A year later, during the eclipse of 1869 in Iowa, an American and a Scotsman separately detected what they thought was another new element glimmering in the corona. They called it coronium. But it later turned out there was no such thing — coronium was actually the element iron, stripped of 13 of its electrons.

But that discovery was a big deal, too.

“To lose 13 electrons meant the temperature [of the sun’s atmosphere] had to be at several million degrees,” Habbal says, hundreds of times hotter than its surface. 

"Personally, I think that was a landmark discovery,” Habbal says. It was totally unexpected, and it helped us learn more about how stars work.

Einstein’s eclipse

Then there’s the eclipse that helped prove how the whole universe works.

It was in 1919, and it was observed by a team headed by British astronomer Arthur Eddington, who was seeking to prove a radical new idea — Albert Einstein’s theory of general relativity.

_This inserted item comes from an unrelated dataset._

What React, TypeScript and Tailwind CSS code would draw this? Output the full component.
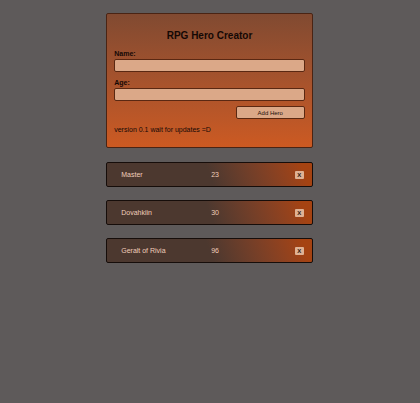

Central to the theory was the notion that space and time form a kind of fabric, and that massive objects like stars bend that fabric, affecting how other things move through space — things like other stars, planets, and even light.

Eddington believed that a solar eclipse could help prove both that phenomenon and Einstein's overall theory.

The sun, of course, is the most massive object close to earth, so in theory it presents the best opportunity to test Einstein's hypothesis. But under normal conditions, it's way too bright to measure any nearby starlight. 

Related: Helping the blind 'see' the solar eclipse

But by blocking out the sun's own light, Eddington believed a total eclipse would allow him to measure whether the light of stars very close in the sky was being bent ever so slightly, as Einstein had predicted.

Eddington sailed to the island of Príncipe in the Atlantic to observe the 1919 eclipse, and sent other members of his team to Brazil. When the moon blocked the sun, they took photographs, which they then used to try to determine whether starlight passing near the sun had in fact been shifted.

The result, Eddington claimed, was clear. The starlight had been shifted off its usual path. Einstein was right. 

Others weren't convinced, at least at first.

"It’s rather dubious, because the equipment they had wasn’t sensitive enough,” Habbal says. “I think many people agree that [Eddington's certainty] was more hype than reality.”

But before long, technology caught up to the challenge, and Eddington’s conclusion from the eclipse of 1919 was confirmed. Einstein’s theory of general relativity was correct. Some fundamental secrets of the universe were revealed.

And that’s the way it is with solar eclipses. The darkness illuminates our understanding — of our sun, our solar system and our universe. Of the power of science itself.

So, the question for this year’s eclipse is, what will we learn this time?